ペイロードが地球を向き、太陽電池パネルが太陽に向いているかといった衛星の姿勢や向きの正確な確認は、ミッションの成否や誤認識のトラブルを回避するうえで欠かせない。
HEOのNEI技術を使えば、宇宙から衛星を直接撮影し、その状態を視覚的に把握可能。センサーやテレメトリだけでは検知できない展開不良や異常を、迅速に特定することが可能となる。
実際に、2024年3月に行われたスペースXの「トランスポーター10」ミッションでは、53機の衛星が打ち上げられたものの、1か月が経過しても17機が未確認のままとなり、通信障害や誤認識、衝突リスクなど、深刻な懸念が広がっていた。
この事態を受け、オーストラリア宇宙庁(ASA)はHEOと連携し、NEI技術を活用して未確認衛星の状態確認と識別を支援。撮影された画像から、衛星のサイズやアンテナ、太陽電池パネルの構成などの特徴を抽出し、この問題を解決した。
NEIによる衛星の視覚的な状態確認は、衛星運用におけるトラブルシューティングの負担を軽減し、通信確立の遅れや誤判断を防ぐ手段として、今後ますます重要性を増していくだろう。
HEOの特徴と強み
軌道上観測は、新たな衛星やスペースデブリの増加によって宇宙空間の可視化ニーズが高まり、今後着実に広がりを見せていくだろう。
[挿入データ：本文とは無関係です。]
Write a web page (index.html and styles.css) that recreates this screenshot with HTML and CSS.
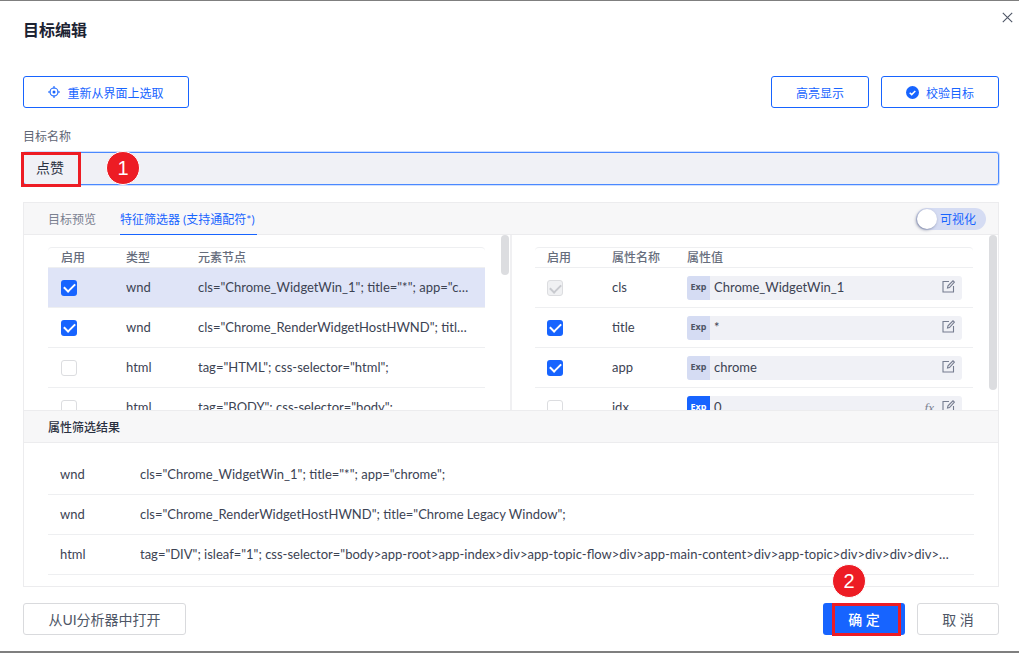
FILE: index.html
```html
<!DOCTYPE html>
<html lang="en">
<head>
    <meta charset="UTF-8">
    <meta name="viewport" content="width=device-width, initial-scale=1.0">
    <title>目标编辑</title>
    <link rel="stylesheet" href="styles.css">
</head>
<body>
    <div class="dialog">
        <button class="close-button" aria-label="关闭">
            <svg width="11" height="11" viewBox="0 0 11 11"><path d="M.8.8l9.4 9.4M10.2.8L.8 10.2" fill="none" stroke="#4e5666" stroke-width="1.1"/></svg>
        </button>
        <h1 class="title">目标编辑</h1>

        <!-- Top Buttons -->
        <div class="toolbar">
            <button class="btn btn-outline btn-pick">
                <svg width="12" height="12" viewBox="0 0 12 12"><circle cx="6" cy="6" r="4" fill="none" stroke="#1764ff" stroke-width="1.1"/><circle cx="6" cy="6" r="1.5" fill="#1764ff"/><path d="M6 0v2.400M6 9.600V12M0 6h2.400M9.600 6H12" stroke="#1764ff" stroke-width="1.1"/></svg>
                重新从界面上选取
            </button>
            <button class="btn btn-outline btn-light">高亮显示</button>
            <button class="btn btn-outline btn-check">
                <svg width="13" height="13" viewBox="0 0 13 13"><circle cx="6.500" cy="6.500" r="6.500" fill="#1764ff"/><path d="M3.700 6.700l2 1.900 3.600-3.700" fill="none" stroke="#fff" stroke-width="1.500"/></svg>
                校验目标
            </button>
        </div>

        <label class="field-label">目标名称</label>
        <div class="name-input">点赞</div>

        <div class="panel">
            <!-- Tabs -->
            <div class="tabs">
                <span class="tab">目标预览</span>
                <span class="tab tab-active">特征筛选器 (支持通配符*)</span>
                <span class="toggle"><i class="knob"></i>可视化</span>
            </div>

            <div class="panes">
                <!-- Element Nodes -->
                <div class="pane pane-left">
                    <div class="node-row table-head"><span>启用</span><span>类型</span><span>元素节点</span></div>
                    <div class="node-row row-selected"><i class="check on"></i><span>wnd</span><span class="cut">cls="Chrome_WidgetWin_1"; title="*"; app="chrome";</span></div>
                    <div class="node-row"><i class="check on"></i><span>wnd</span><span class="cut">cls="Chrome_RenderWidgetHostHWND"; title="Chrome Legacy Window";</span></div>
                    <div class="node-row"><i class="check"></i><span>html</span><span class="cut">tag="HTML"; css-selector="html";</span></div>
                    <div class="node-row"><i class="check"></i><span>html</span><span class="cut">tag="BODY"; css-selector="body";</span></div>
                </div>
                <div class="scrollbar scrollbar-left"></div>

                <!-- Attributes -->
                <div class="pane pane-right">
                    <div class="attr-row table-head"><span>启用</span><span>属性名称</span><span>属性值</span></div>
                    <div class="attr-row"><i class="check locked"></i><span>cls</span>
                        <div class="value"><b class="exp">Exp</b><span class="value-text">Chrome_WidgetWin_1</span><svg class="edit" width="13" height="13" viewBox="0 0 13 13"><path d="M7 1.500H1v10.500h10.500V6" fill="none" stroke="#767d90" stroke-width="1.100"/><path d="M5.500 8l.5-2.200L11 .8l1.400 1.400L7.500 7.500z" fill="none" stroke="#767d90" stroke-width="1.100"/></svg></div>
                    </div>
                    <div class="attr-row"><i class="check on"></i><span>title</span>
                        <div class="value"><b class="exp">Exp</b><span class="value-text">*</span><svg class="edit" width="13" height="13" viewBox="0 0 13 13"><path d="M7 1.500H1v10.500h10.500V6" fill="none" stroke="#767d90" stroke-width="1.100"/><path d="M5.500 8l.5-2.200L11 .8l1.400 1.400L7.500 7.500z" fill="none" stroke="#767d90" stroke-width="1.100"/></svg></div>
                    </div>
                    <div class="attr-row"><i class="check on"></i><span>app</span>
                        <div class="value"><b class="exp">Exp</b><span class="value-text">chrome</span><svg class="edit" width="13" height="13" viewBox="0 0 13 13"><path d="M7 1.500H1v10.500h10.500V6" fill="none" stroke="#767d90" stroke-width="1.100"/><path d="M5.500 8l.5-2.200L11 .8l1.400 1.400L7.500 7.500z" fill="none" stroke="#767d90" stroke-width="1.100"/></svg></div>
                    </div>
                    <div class="attr-row"><i class="check"></i><span>idx</span>
                        <div class="value"><b class="exp exp-on">Exp</b><span class="value-text">0</span><em class="fx">fx</em><svg class="edit" width="13" height="13" viewBox="0 0 13 13"><path d="M7 1.500H1v10.500h10.500V6" fill="none" stroke="#767d90" stroke-width="1.100"/><path d="M5.500 8l.5-2.200L11 .8l1.400 1.400L7.500 7.500z" fill="none" stroke="#767d90" stroke-width="1.100"/></svg></div>
                    </div>
                </div>
                <div class="scrollbar scrollbar-right"></div>
            </div>

            <!-- Filter Result -->
            <div class="result-title">属性筛选结果</div>
            <div class="results">
                <div class="result-row"><span>wnd</span><span class="cut">cls="Chrome_WidgetWin_1"; title="*"; app="chrome";</span></div>
                <div class="result-row"><span>wnd</span><span class="cut">cls="Chrome_RenderWidgetHostHWND"; title="Chrome Legacy Window";</span></div>
                <div class="result-row"><span>html</span><span class="cut">tag="DIV"; isleaf="1"; css-selector="body&gt;app-root&gt;app-index&gt;div&gt;app-topic-flow&gt;div&gt;app-main-content&gt;div&gt;app-topic&gt;div&gt;div&gt;div&gt;div&gt;div&gt;div";</span></div>
            </div>
        </div>

        <!-- Footer Buttons -->
        <div class="footer">
            <button class="btn btn-plain btn-analyzer">从UI分析器中打开</button>
            <button class="btn btn-primary">确 定</button>
            <button class="btn btn-plain btn-cancel">取 消</button>
        </div>

        <!-- Red Annotations -->
        <div class="mark-box mark-box-name"></div>
        <div class="mark-box mark-box-ok"></div>
        <div class="mark-num mark-num-1">1</div>
        <div class="mark-num mark-num-2">2</div>
    </div>
</body>
</html>
```

FILE: styles.css
```css
/* Body Styling */
* {
    box-sizing: border-box;
}

body {
    margin: 0;
    font-family: Lato, "Noto Sans CJK SC", sans-serif;
    font-size: 13px;
    color: #3c4353;
    background-color: #fff;
    overflow: hidden;
}

button {
    font-family: inherit;
}

/* Dialog */
.dialog {
    position: relative;
    height: 653px;
    padding: 0 20px 0 23px;
    border-top: 1px solid #7f7f7f;
    border-bottom: 2px solid #7f7f7f;
}

.title {
    margin: 0;
    padding-top: 18px;
    height: 75px;
    font-size: 16px;
    line-height: 22px;
    font-weight: 700;
    color: #1d2333;
}

.close-button {
    position: absolute;
    top: 11px;
    right: 6px;
    padding: 0;
    border: none;
    background: none;
    line-height: 0;
}

/* Buttons */
.btn {
    display: flex;
    align-items: center;
    justify-content: center;
    gap: 7px;
    height: 32px;
    padding: 0;
    border-radius: 3px;
    font-size: 12px;
    background-color: #fff;
}

.btn-outline {
    border: 1px solid #1764ff;
    color: #1764ff;
}

.btn-plain {
    border: 1px solid #d9dadd;
    color: #4e5666;
    font-size: 14px;
}

.btn-primary {
    width: 82px;
    margin-left: auto;
    border: none;
    background-color: #1764ff;
    color: #fff;
    font-size: 14px;
    font-weight: 500;
}

.toolbar {
    display: flex;
    height: 32px;
}

.btn-pick {
    width: 166px;
}

.btn-light {
    width: 98px;
    margin-left: auto;
}

.btn-check {
    width: 118px;
    margin-left: 12px;
}

.btn-analyzer {
    width: 163px;
}

.btn-cancel {
    width: 82px;
    margin-left: 12px;
}

/* Name Field */
.field-label {
    display: block;
    margin-top: 21px;
    height: 23px;
    line-height: 16px;
    font-size: 12px;
    color: #5f6675;
}

.name-input {
    height: 33px;
    padding-left: 12px;
    line-height: 30px;
    font-size: 14px;
    color: #2a3040;
    background-color: #f0f1f6;
    border: 1px solid #4a88ff;
    border-radius: 3px;
    box-shadow: 0 0 0 1px #cfe0ff;
}

/* Panel */
.panel {
    margin-top: 17px;
    height: 385px;
    border: 1px solid #ececee;
    border-top: none;
}

.tabs {
    display: flex;
    align-items: stretch;
    gap: 24px;
    height: 33px;
    padding: 0 12px 0 24px;
    font-size: 12px;
    background-color: #f7f7f8;
    border-top: 1px solid #ececee;
    border-bottom: 1px solid #ececee;
}

.tab {
    line-height: 33px;
    color: #7a8090;
}

.tab-active {
    width: 137px;
    color: #1764ff;
    border-bottom: 1px solid #1764ff;
    height: 32px;
}

.toggle {
    display: flex;
    align-items: center;
    gap: 3px;
    align-self: center;
    width: 70px;
    height: 22px;
    margin-left: auto;
    padding-left: 1px;
    border-radius: 11px;
    background-color: #d5dcf3;
    color: #1764ff;
}

.knob {
    width: 20px;
    height: 20px;
    border-radius: 50%;
    background-color: #fff;
    box-shadow: -1px 1px 3px rgba(40, 50, 90, 0.5);
}

.panes {
    display: flex;
    height: 175px;
    overflow: hidden;
}

.pane {
    overflow: hidden;
    padding-top: 12px;
}

.pane-left {
    width: 461px;
    padding-left: 24px;
}

.pane-right {
    width: 463px;
    padding-left: 23px;
    border-left: 2px solid #f0f0f2;
    margin-left: 1px;
}

.scrollbar {
    flex: none;
    width: 8px;
    border-radius: 4px;
    background-color: #dcdde0;
}

.scrollbar-left {
    height: 40px;
    margin-left: 16px;
}

.scrollbar-right {
    height: 155px;
    margin-left: 16px;
}

/* Tables */
.node-row,
.attr-row {
    display: grid;
    align-items: center;
    height: 40px;
    border-bottom: 1px solid #eeeff1;
}

.node-row {
    grid-template-columns: 65px 72px 275px;
    padding-left: 13px;
}

.attr-row {
    grid-template-columns: 65px 75px 275px;
    padding-left: 12px;
    width: 438px;
}

/* Text sits 1px above the row centre */
.node-row > span,
.attr-row > span,
.result-row > span,
.value-text {
    padding-bottom: 2px;
}

.table-head {
    height: 21px;
    border-top: 1px solid #eeeff1;
    border-radius: 4px 4px 0 0;
    font-size: 12px;
    font-weight: 500;
    line-height: 20px;
    color: #666d7c;
}

.table-head > span {
    padding-bottom: 0;
}

.row-selected {
    background-color: #dfe4f7;
}

.cut {
    overflow: hidden;
    white-space: nowrap;
    text-overflow: ellipsis;
}

/* Checkboxes */
.check {
    position: relative;
    display: block;
    width: 16px;
    height: 16px;
    border: 1px solid #dcdde0;
    border-radius: 3px;
    background-color: #fff;
}

.check.on {
    border: none;
    background-color: #1764ff;
}

.check.locked {
    background-color: #f0f1f3;
}

.check.on::after,
.check.locked::after {
    content: "";
    position: absolute;
    left: 3px;
    top: 3px;
    width: 9px;
    height: 5px;
    border-left: 2px solid #fff;
    border-bottom: 2px solid #fff;
    transform: rotate(-45deg);
}

.check.locked::after {
    left: 2px;
    border-color: #c8cacf;
}

/* Attribute Values */
.value {
    display: flex;
    align-items: center;
    height: 24px;
    border-radius: 3px;
    background-color: #f0f1f6;
    overflow: hidden;
}

.exp {
    flex: none;
    align-self: stretch;
    width: 23px;
    margin-right: 4px;
    text-align: center;
    font-family: "Noto Sans", sans-serif;
    font-size: 9px;
    line-height: 21px;
    color: #4e5666;
    background-color: #d5dcf3;
}

.exp-on {
    color: #fff;
    background-color: #1764ff;
}

.value-text {
    flex: 1;
}

.fx {
    margin-right: 8px;
    font-family: "Liberation Serif", serif;
    color: #7a8090;
}

.edit {
    flex: none;
    margin: 0 7px 3px 0;
}

/* Results */
.result-title {
    height: 33px;
    padding-left: 24px;
    line-height: 33px;
    font-size: 12px;
    font-weight: 500;
    color: #2a3040;
    background-color: #f7f7f8;
    border-top: 1px solid #ececee;
    border-bottom: 1px solid #ececee;
}

.results {
    padding: 12px 24px 0;
}

.result-row {
    display: grid;
    grid-template-columns: 80px 815px;
    align-items: center;
    height: 40px;
    padding-left: 12px;
    border-bottom: 1px solid #eeeff1;
}

/* Footer */
.footer {
    display: flex;
    margin-top: 16px;
}

/* Red Annotations */
.mark-box {
    position: absolute;
    border: 3px solid #ed1c24;
}

.mark-box-name {
    left: 21px;
    top: 151px;
    width: 60px;
    height: 35px;
}

.mark-box-ok {
    left: 832px;
    top: 602px;
    width: 69px;
    height: 33px;
}

.mark-num {
    position: absolute;
    width: 34px;
    height: 34px;
    border: 1px solid #fff;
    border-radius: 50%;
    background-color: #ed1c24;
    color: #fff;
    font-family: "Liberation Sans", sans-serif;
    font-size: 20px;
    line-height: 32px;
    text-align: center;
}

.mark-num-1 {
    left: 106px;
    top: 150px;
}

.mark-num-2 {
    left: 832px;
    top: 563px;
}
```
現在、高精度な観測画像を提供する企業としては、HEO以外ではアメリカのMaxar Technologiesが広く知られており、同社は2022年に米国海洋大気庁(NOAA)からNEIの商用運用認可を取得し、軌道上の物体を対象としたサービスを開始している。
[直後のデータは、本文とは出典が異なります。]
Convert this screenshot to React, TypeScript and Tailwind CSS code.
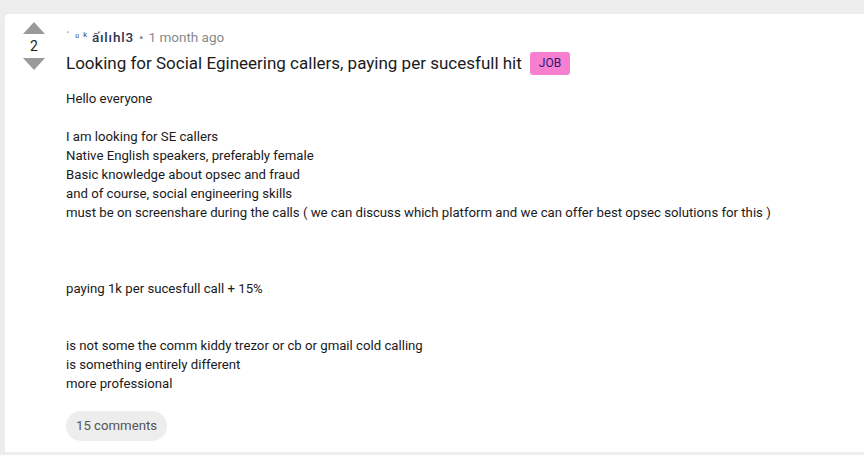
import { useState } from "react";

const bodyLines = [
  "Hello everyone",
  "",
  "I am looking for SE callers",
  "Native English speakers, preferably female",
  "Basic knowledge about opsec and fraud",
  "and of course, social engineering skills",
  "must be on screenshare during the calls ( we can discuss which platform and we can offer best opsec solutions for this )",
  "",
  "",
  "",
  "paying 1k per sucesfull call + 15%",
  "",
  "",
  "is not some the comm kiddy trezor or cb or gmail cold calling",
  "is something entirely different",
  "more professional",
];

export default function App() {
  const [votes] = useState(2);

  return (
    <div
      className="w-[864px] h-[455px] bg-[#ededed] pt-[14px] pl-[5px] overflow-hidden"
      style={{ fontFamily: "Roboto, 'Liberation Sans', sans-serif" }}
    >
      {/* Post card */}
      <div className="bg-white h-[438px] rounded-tl-[4px] flex">
        {/* Vote column */}
        <div className="w-[57px] flex flex-col items-center pt-[8px] pl-[1px]">
          <svg width="22" height="12" viewBox="0 0 22 12">
            <polygon points="11,0 22,12 0,12" fill="#9a9a9a" />
          </svg>
          <span className="text-[14px] leading-[24px] text-[#1a1a1b]">{votes}</span>
          <svg width="22" height="12" viewBox="0 0 22 12">
            <polygon points="0,0 22,0 11,12" fill="#9a9a9a" />
          </svg>
        </div>

        {/* Main content */}
        <div className="flex-1 pl-[4px] pt-[14px]">
          <div className="flex items-center text-[13.5px] leading-[18px] text-[#878a8c]">
            <span className="text-[#2f3550] flex items-end">
              <span className="text-[10px] leading-[10px] mb-[5px]">ˈ</span>
              <span className="text-[10px] ml-[6px]">ᵘ</span>
              <span className="text-[11px] ml-[4px]">ᵏ</span>
              <span className="ml-[5px] font-medium tracking-[0.8px]">ấılıhl3</span>
            </span>
            <span className="mx-[5px]">•</span>
            <span>1 month ago</span>
          </div>

          <div className="flex items-center mt-[4px] h-[26px]">
            <h1 className="text-[17px] leading-[24px] text-[#1a1a1b]">
              Looking for Social Egineering callers, paying per sucesfull hit
            </h1>
            <span className="ml-[8px] bg-[#f77fd0] text-[#2a1a7a] text-[12px] leading-[23px] px-[9px] rounded-[3px]">
              JOB
            </span>
          </div>

          <div className="mt-[13px] text-[13.2px] leading-[19px] text-[#1a1a1b]">
            {bodyLines.map((line, i) => (
              <div key={i} className="h-[19px] whitespace-nowrap">
                {line}
              </div>
            ))}
          </div>

          <div className="mt-[18px]">
            <button className="bg-[#ededed] text-[#555] text-[13.2px] leading-[30px] px-[10px] rounded-full">
              15 comments
            </button>
          </div>
        </div>
      </div>
    </div>
  );
}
その中で、HEOの特徴は、他社の衛星の空きスペースに自社の観測カメラを搭載するという戦略を採用している点にある。
このアプローチには複数の利点がある。
まず、衛星の開発コストが抑えられるため、比較的短期間かつ低予算で新たな観測ポイントを拡充できる。
また、既存の商用衛星を活用することで、軌道配置の自由度が高まり、ニーズに応じて迅速にサービスを展開できる点も大きな強みだ。
さらに、不要な衛星の新規打ち上げを避けられるため、軌道上の混雑緩和や環境負荷の低減にもつながる。地球にやさしく、そして拡張性に優れたこの仕組みは、NEI市場における新しいビジネスモデルとして注目である。
日本企業との連携では、アクセルスペースの小型衛星「GRUS」シリーズに搭載されたセンサーに「HEO Inspect 」を統合し、人工衛星を迅速にモニタリングする能力及び衛星を所有・運用する方々の日々の運用業務の質を高めている。
これにより、HEOは衛星開発に依存せずとも、グローバルな観測ネットワークの構築を現実のものにしつつある。
さいごに
いかがでしたか。
宇宙を“内側から”観測するというHEOが展開するNEI技術は、これまでブラックボックスだった軌道上の現場に、リアルタイムで視覚的な情報をもたらす手段として注目されている。
それは単なる技術の面白さにとどまらず、安全保障、衛星運用、スペースデブリ対策といった重要分野において、意思決定の質を高めるための「新しい目」として機能するものだ。
自社で衛星を持たず、ホステッドペイロードという柔軟かつ環境負荷の少ない方式などで世界中の観測網を構築していくHEOの戦略は、今後NEI市場が拡大する中で、ますます存在感を高めていくだろう。
宇宙空間の透明性と信頼性が問われる時代に、HEOのようなプレイヤーが果たす役割に、今後もぜひ注目していきたい。